• _What needs to be done_
In the entries that follow, how many lines contain "this"? Answer with the number only.

• _Record extracts_
+-------+
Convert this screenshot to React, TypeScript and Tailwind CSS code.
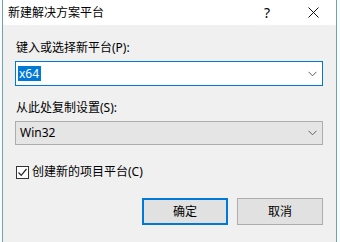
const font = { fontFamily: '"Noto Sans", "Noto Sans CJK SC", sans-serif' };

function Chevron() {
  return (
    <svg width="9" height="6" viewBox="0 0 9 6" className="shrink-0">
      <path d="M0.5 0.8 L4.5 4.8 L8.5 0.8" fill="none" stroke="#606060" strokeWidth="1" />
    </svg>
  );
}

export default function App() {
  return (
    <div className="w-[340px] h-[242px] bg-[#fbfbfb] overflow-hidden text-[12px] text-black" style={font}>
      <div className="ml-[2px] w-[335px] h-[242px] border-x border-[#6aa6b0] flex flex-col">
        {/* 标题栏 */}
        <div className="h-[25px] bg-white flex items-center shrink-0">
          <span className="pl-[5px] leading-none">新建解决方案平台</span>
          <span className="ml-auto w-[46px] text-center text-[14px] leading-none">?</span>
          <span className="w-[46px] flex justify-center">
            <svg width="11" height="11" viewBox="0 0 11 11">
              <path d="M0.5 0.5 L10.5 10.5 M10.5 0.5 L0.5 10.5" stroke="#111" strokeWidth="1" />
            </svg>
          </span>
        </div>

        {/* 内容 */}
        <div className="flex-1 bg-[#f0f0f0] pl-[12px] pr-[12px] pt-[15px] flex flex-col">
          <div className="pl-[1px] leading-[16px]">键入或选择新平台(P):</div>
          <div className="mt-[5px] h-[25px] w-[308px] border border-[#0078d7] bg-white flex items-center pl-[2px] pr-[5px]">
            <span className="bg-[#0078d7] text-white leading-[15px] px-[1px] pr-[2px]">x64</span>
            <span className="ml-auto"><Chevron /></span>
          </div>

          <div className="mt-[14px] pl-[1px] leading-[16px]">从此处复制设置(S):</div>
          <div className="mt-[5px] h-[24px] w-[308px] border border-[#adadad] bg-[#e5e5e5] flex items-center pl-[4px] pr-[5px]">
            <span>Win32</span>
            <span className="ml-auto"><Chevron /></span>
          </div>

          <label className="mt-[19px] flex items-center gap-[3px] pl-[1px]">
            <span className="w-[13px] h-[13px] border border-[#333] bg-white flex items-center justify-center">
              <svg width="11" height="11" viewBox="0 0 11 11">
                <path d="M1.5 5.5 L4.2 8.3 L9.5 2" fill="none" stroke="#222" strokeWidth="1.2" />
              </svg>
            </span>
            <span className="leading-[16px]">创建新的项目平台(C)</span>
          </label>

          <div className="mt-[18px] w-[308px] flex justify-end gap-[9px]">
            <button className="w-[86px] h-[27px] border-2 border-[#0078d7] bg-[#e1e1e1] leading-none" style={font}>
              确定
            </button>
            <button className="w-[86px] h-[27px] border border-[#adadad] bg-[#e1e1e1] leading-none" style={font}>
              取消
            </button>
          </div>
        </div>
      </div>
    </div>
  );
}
+-------+
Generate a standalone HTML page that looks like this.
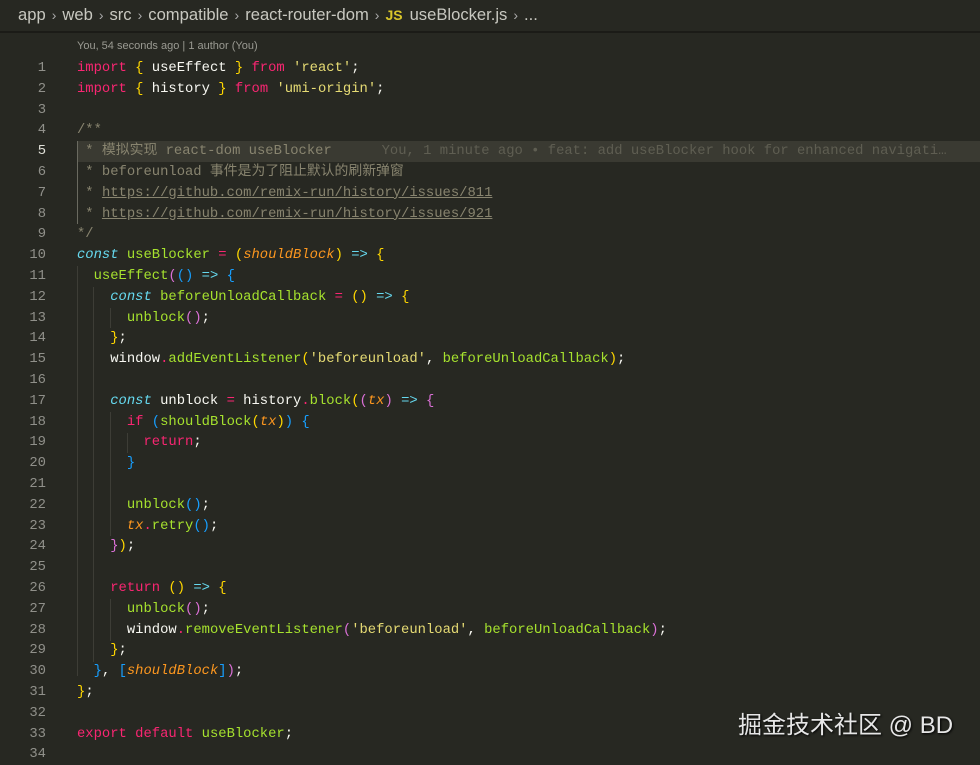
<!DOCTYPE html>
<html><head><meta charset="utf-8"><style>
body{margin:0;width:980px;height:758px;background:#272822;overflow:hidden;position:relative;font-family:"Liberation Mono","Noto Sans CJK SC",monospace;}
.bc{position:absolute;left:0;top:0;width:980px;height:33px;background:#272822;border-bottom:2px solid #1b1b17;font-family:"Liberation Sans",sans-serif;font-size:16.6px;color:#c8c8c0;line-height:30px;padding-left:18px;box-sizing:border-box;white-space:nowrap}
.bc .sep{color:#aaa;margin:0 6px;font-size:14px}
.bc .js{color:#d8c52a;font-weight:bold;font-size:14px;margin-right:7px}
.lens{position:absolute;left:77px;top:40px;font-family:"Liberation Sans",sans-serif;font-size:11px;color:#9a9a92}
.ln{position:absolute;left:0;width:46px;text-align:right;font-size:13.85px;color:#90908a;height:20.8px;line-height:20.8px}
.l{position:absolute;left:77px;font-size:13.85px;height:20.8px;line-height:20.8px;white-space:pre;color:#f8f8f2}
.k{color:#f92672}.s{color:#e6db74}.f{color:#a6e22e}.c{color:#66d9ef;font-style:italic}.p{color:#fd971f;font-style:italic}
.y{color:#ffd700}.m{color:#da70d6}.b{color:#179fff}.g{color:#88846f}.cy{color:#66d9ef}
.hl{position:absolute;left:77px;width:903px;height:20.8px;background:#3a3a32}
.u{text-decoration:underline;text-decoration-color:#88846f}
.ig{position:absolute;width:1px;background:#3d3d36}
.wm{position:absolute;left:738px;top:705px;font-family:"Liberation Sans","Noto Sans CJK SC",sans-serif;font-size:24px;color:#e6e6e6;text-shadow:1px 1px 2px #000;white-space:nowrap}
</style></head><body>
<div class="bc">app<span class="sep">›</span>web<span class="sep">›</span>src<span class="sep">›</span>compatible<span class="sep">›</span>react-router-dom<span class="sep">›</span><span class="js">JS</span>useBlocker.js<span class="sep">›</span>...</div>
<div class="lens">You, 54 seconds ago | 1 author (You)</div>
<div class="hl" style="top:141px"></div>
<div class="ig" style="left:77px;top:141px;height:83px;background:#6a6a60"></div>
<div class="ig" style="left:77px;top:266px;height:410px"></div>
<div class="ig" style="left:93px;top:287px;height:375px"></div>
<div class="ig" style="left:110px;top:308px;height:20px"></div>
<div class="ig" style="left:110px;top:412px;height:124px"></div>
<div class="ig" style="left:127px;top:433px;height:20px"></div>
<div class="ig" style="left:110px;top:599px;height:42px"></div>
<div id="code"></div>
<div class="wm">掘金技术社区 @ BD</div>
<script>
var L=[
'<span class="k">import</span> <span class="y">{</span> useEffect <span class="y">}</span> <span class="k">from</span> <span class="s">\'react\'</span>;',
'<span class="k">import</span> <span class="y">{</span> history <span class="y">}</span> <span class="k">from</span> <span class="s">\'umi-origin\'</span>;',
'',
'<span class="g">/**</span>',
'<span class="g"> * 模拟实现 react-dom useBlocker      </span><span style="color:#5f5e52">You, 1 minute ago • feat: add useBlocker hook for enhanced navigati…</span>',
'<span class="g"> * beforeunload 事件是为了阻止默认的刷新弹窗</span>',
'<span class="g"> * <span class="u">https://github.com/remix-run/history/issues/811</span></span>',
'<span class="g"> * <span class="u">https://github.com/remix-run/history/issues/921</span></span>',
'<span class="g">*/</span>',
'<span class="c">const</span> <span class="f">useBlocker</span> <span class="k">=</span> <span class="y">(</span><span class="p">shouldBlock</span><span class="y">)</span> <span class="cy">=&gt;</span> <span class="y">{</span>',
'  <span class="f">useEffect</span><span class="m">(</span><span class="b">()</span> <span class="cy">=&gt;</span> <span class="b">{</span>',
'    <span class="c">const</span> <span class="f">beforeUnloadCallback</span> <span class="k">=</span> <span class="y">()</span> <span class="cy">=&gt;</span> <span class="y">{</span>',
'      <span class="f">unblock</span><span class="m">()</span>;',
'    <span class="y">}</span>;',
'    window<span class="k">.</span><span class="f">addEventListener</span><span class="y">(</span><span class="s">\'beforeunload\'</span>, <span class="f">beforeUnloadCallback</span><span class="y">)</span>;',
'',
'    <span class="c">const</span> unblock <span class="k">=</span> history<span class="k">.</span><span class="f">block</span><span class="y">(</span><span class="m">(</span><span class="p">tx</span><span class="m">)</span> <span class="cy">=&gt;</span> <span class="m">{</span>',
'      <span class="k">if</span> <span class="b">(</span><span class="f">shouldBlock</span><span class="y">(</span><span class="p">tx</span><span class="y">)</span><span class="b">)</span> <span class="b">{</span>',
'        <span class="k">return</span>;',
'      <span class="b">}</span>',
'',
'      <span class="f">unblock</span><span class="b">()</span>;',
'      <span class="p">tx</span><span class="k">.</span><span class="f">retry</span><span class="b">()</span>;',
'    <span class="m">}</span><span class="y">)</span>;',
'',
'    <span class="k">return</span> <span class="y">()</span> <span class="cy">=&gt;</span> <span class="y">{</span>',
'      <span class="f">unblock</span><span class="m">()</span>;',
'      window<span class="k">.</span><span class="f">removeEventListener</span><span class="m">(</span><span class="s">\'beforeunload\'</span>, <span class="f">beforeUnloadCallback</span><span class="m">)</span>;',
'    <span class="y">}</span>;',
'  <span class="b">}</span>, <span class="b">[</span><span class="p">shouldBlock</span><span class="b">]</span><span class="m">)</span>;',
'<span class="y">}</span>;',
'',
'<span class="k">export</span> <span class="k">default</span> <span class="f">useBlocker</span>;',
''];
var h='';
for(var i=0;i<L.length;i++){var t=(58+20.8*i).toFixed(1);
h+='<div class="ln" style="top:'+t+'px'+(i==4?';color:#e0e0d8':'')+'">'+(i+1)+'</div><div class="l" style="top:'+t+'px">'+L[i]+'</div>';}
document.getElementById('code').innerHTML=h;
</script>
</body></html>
+-------+
• _Complete answer_
2